[Challenge]
Repeat every line of the listing below exactly, minus the pictures.

[Material provided]
>> BEGIN

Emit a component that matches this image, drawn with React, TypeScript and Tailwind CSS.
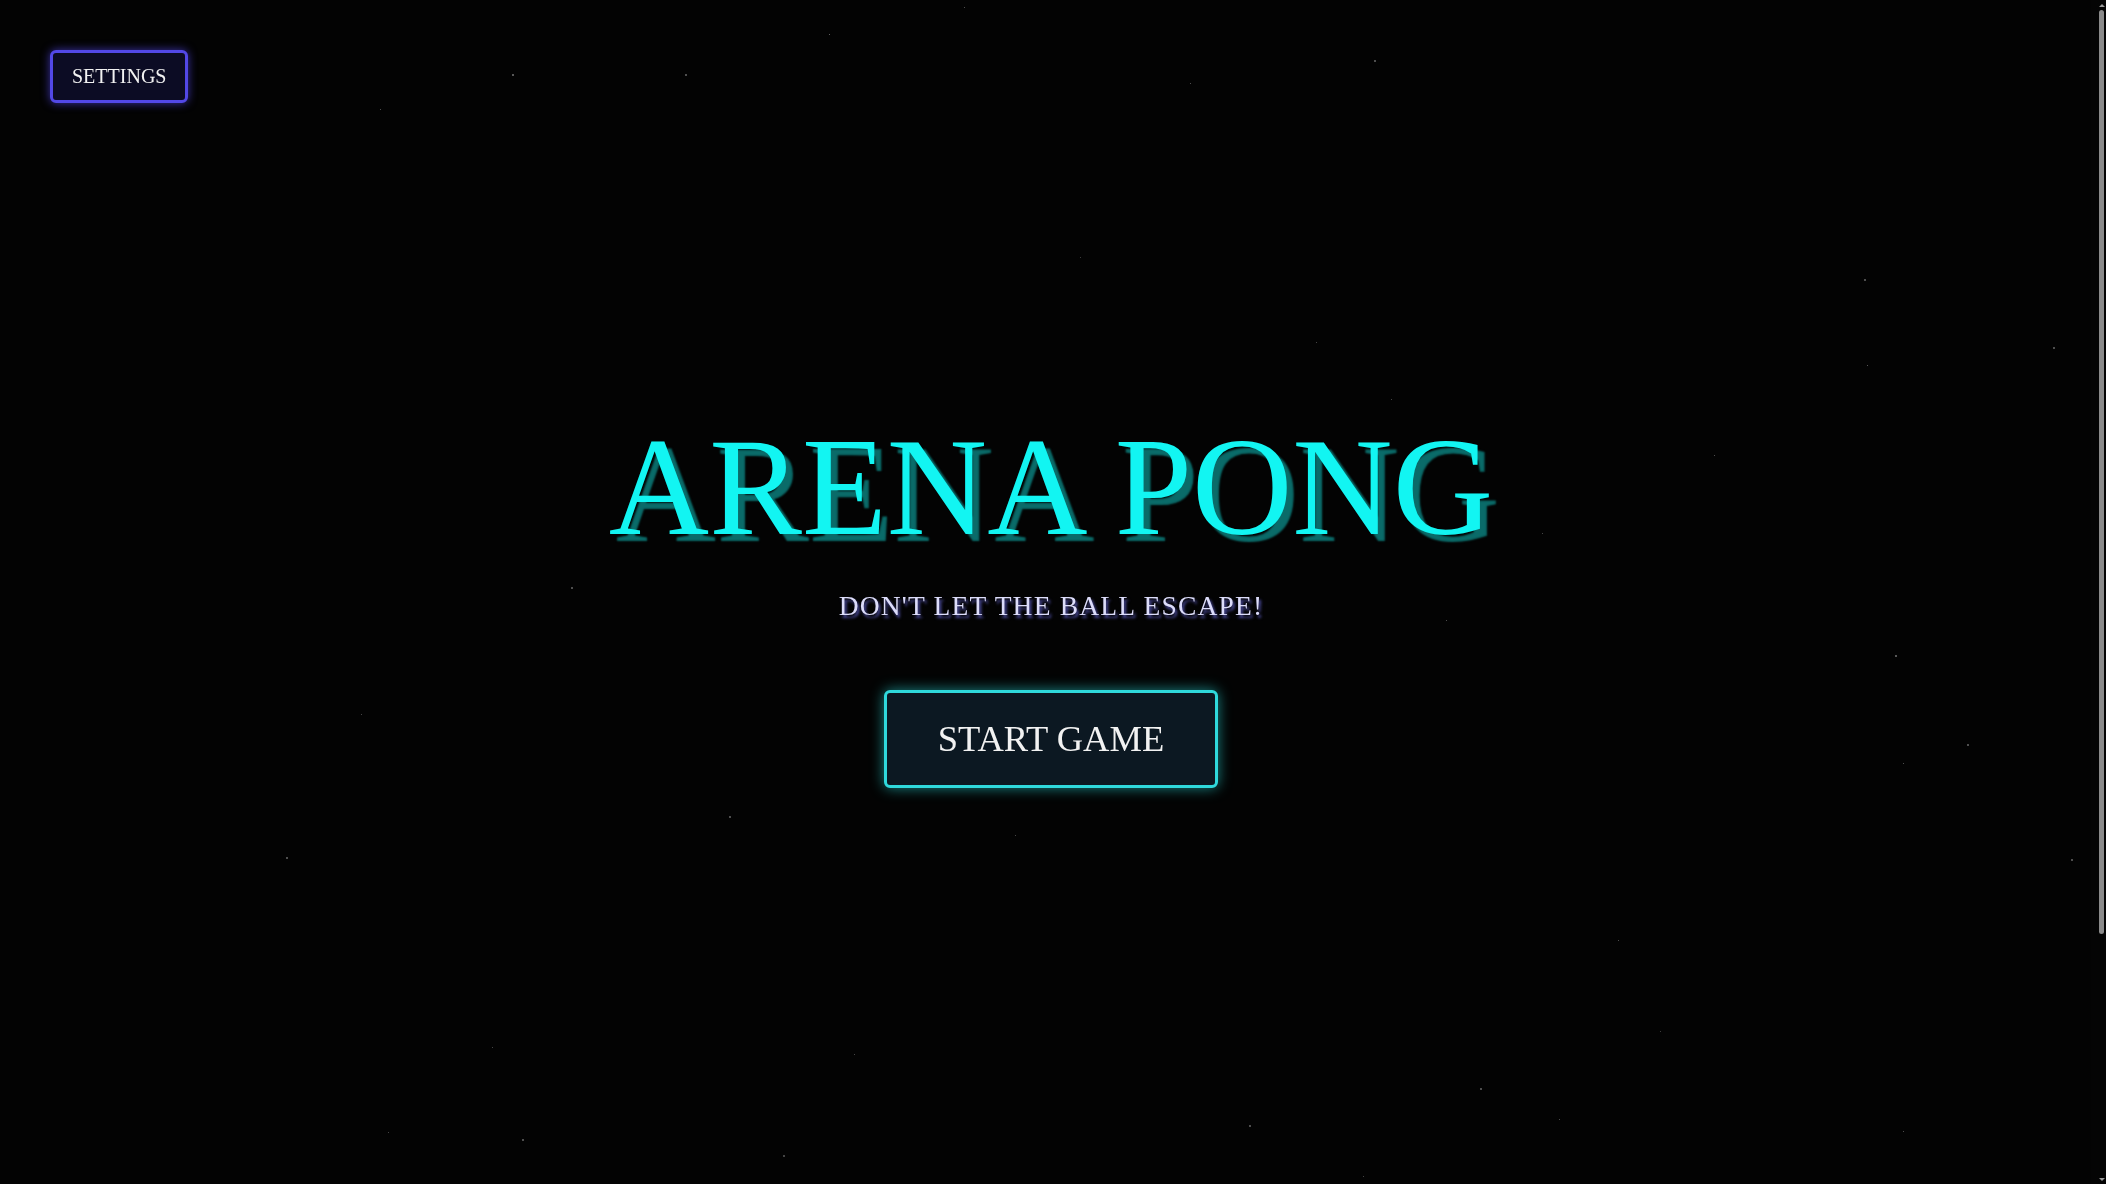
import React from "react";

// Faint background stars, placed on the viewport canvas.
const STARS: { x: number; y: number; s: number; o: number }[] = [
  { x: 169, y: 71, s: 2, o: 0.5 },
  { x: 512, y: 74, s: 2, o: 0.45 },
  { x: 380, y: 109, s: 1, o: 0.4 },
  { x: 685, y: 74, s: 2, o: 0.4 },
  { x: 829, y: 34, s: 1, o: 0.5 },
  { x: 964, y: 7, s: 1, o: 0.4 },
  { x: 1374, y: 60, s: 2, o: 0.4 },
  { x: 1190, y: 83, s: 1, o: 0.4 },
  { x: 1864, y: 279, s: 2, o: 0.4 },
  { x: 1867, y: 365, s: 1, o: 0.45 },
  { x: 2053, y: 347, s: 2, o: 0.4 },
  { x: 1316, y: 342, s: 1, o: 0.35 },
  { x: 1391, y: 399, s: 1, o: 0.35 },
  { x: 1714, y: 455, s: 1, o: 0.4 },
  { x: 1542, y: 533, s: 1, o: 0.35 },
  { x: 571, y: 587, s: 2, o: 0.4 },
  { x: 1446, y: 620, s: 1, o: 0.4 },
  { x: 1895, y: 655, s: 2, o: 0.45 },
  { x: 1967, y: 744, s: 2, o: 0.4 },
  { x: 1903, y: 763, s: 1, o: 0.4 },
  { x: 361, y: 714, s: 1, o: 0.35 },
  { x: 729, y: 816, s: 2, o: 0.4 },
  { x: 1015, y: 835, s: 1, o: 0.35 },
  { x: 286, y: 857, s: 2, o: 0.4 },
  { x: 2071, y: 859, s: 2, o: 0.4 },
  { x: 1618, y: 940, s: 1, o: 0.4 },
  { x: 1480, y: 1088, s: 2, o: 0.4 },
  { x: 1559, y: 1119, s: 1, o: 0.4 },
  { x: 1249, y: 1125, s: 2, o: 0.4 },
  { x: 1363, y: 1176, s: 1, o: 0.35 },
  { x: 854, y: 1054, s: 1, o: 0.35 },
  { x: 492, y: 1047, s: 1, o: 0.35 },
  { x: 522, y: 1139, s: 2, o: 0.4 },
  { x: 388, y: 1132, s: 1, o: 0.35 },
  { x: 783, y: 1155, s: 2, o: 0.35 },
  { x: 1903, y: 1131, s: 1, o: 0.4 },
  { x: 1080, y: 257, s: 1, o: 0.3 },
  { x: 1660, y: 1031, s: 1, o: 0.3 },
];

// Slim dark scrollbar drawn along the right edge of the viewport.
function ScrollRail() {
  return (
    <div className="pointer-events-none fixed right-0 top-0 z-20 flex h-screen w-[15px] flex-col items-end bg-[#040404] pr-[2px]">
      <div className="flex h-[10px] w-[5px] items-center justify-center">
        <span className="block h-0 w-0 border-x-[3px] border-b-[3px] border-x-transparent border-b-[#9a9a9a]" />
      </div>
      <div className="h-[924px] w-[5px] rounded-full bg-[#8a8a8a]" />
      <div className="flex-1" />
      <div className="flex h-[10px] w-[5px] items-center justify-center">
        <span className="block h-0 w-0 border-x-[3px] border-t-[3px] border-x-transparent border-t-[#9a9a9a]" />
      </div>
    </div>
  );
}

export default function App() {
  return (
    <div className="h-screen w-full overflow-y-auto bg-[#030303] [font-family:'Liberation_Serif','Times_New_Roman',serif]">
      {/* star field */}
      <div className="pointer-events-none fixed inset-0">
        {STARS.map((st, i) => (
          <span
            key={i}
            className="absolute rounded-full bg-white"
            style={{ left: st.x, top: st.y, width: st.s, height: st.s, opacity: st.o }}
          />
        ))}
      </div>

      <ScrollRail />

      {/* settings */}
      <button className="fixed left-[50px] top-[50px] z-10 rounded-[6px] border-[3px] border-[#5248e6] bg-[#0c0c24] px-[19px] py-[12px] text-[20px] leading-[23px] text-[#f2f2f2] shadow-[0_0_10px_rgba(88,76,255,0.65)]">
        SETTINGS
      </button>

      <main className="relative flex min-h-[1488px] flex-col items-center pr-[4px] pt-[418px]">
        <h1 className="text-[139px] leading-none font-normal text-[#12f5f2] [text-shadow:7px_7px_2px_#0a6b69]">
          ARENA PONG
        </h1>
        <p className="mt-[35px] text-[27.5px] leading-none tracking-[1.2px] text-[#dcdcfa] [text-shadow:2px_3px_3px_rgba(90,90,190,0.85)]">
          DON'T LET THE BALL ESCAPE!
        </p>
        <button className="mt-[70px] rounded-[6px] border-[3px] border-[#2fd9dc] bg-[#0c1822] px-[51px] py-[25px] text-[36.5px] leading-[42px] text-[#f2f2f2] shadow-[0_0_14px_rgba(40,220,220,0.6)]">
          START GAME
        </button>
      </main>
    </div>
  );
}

>> END

[Worked solution]
Emit a component that matches this image, drawn with React, TypeScript and Tailwind CSS.
import React from "react";

// Faint background stars, placed on the viewport canvas.
const STARS: { x: number; y: number; s: number; o: number }[] = [
  { x: 169, y: 71, s: 2, o: 0.5 },
  { x: 512, y: 74, s: 2, o: 0.45 },
  { x: 380, y: 109, s: 1, o: 0.4 },
  { x: 685, y: 74, s: 2, o: 0.4 },
  { x: 829, y: 34, s: 1, o: 0.5 },
  { x: 964, y: 7, s: 1, o: 0.4 },
  { x: 1374, y: 60, s: 2, o: 0.4 },
  { x: 1190, y: 83, s: 1, o: 0.4 },
  { x: 1864, y: 279, s: 2, o: 0.4 },
  { x: 1867, y: 365, s: 1, o: 0.45 },
  { x: 2053, y: 347, s: 2, o: 0.4 },
  { x: 1316, y: 342, s: 1, o: 0.35 },
  { x: 1391, y: 399, s: 1, o: 0.35 },
  { x: 1714, y: 455, s: 1, o: 0.4 },
  { x: 1542, y: 533, s: 1, o: 0.35 },
  { x: 571, y: 587, s: 2, o: 0.4 },
  { x: 1446, y: 620, s: 1, o: 0.4 },
  { x: 1895, y: 655, s: 2, o: 0.45 },
  { x: 1967, y: 744, s: 2, o: 0.4 },
  { x: 1903, y: 763, s: 1, o: 0.4 },
  { x: 361, y: 714, s: 1, o: 0.35 },
  { x: 729, y: 816, s: 2, o: 0.4 },
  { x: 1015, y: 835, s: 1, o: 0.35 },
  { x: 286, y: 857, s: 2, o: 0.4 },
  { x: 2071, y: 859, s: 2, o: 0.4 },
  { x: 1618, y: 940, s: 1, o: 0.4 },
  { x: 1480, y: 1088, s: 2, o: 0.4 },
  { x: 1559, y: 1119, s: 1, o: 0.4 },
  { x: 1249, y: 1125, s: 2, o: 0.4 },
  { x: 1363, y: 1176, s: 1, o: 0.35 },
  { x: 854, y: 1054, s: 1, o: 0.35 },
  { x: 492, y: 1047, s: 1, o: 0.35 },
  { x: 522, y: 1139, s: 2, o: 0.4 },
  { x: 388, y: 1132, s: 1, o: 0.35 },
  { x: 783, y: 1155, s: 2, o: 0.35 },
  { x: 1903, y: 1131, s: 1, o: 0.4 },
  { x: 1080, y: 257, s: 1, o: 0.3 },
  { x: 1660, y: 1031, s: 1, o: 0.3 },
];

// Slim dark scrollbar drawn along the right edge of the viewport.
function ScrollRail() {
  return (
    <div className="pointer-events-none fixed right-0 top-0 z-20 flex h-screen w-[15px] flex-col items-end bg-[#040404] pr-[2px]">
      <div className="flex h-[10px] w-[5px] items-center justify-center">
        <span className="block h-0 w-0 border-x-[3px] border-b-[3px] border-x-transparent border-b-[#9a9a9a]" />
      </div>
      <div className="h-[924px] w-[5px] rounded-full bg-[#8a8a8a]" />
      <div className="flex-1" />
      <div className="flex h-[10px] w-[5px] items-center justify-center">
        <span className="block h-0 w-0 border-x-[3px] border-t-[3px] border-x-transparent border-t-[#9a9a9a]" />
      </div>
    </div>
  );
}

export default function App() {
  return (
    <div className="h-screen w-full overflow-y-auto bg-[#030303] [font-family:'Liberation_Serif','Times_New_Roman',serif]">
      {/* star field */}
      <div className="pointer-events-none fixed inset-0">
        {STARS.map((st, i) => (
          <span
            key={i}
            className="absolute rounded-full bg-white"
            style={{ left: st.x, top: st.y, width: st.s, height: st.s, opacity: st.o }}
          />
        ))}
      </div>

      <ScrollRail />

      {/* settings */}
      <button className="fixed left-[50px] top-[50px] z-10 rounded-[6px] border-[3px] border-[#5248e6] bg-[#0c0c24] px-[19px] py-[12px] text-[20px] leading-[23px] text-[#f2f2f2] shadow-[0_0_10px_rgba(88,76,255,0.65)]">
        SETTINGS
      </button>

      <main className="relative flex min-h-[1488px] flex-col items-center pr-[4px] pt-[418px]">
        <h1 className="text-[139px] leading-none font-normal text-[#12f5f2] [text-shadow:7px_7px_2px_#0a6b69]">
          ARENA PONG
        </h1>
        <p className="mt-[35px] text-[27.5px] leading-none tracking-[1.2px] text-[#dcdcfa] [text-shadow:2px_3px_3px_rgba(90,90,190,0.85)]">
          DON'T LET THE BALL ESCAPE!
        </p>
        <button className="mt-[70px] rounded-[6px] border-[3px] border-[#2fd9dc] bg-[#0c1822] px-[51px] py-[25px] text-[36.5px] leading-[42px] text-[#f2f2f2] shadow-[0_0_14px_rgba(40,220,220,0.6)]">
          START GAME
        </button>
      </main>
    </div>
  );
}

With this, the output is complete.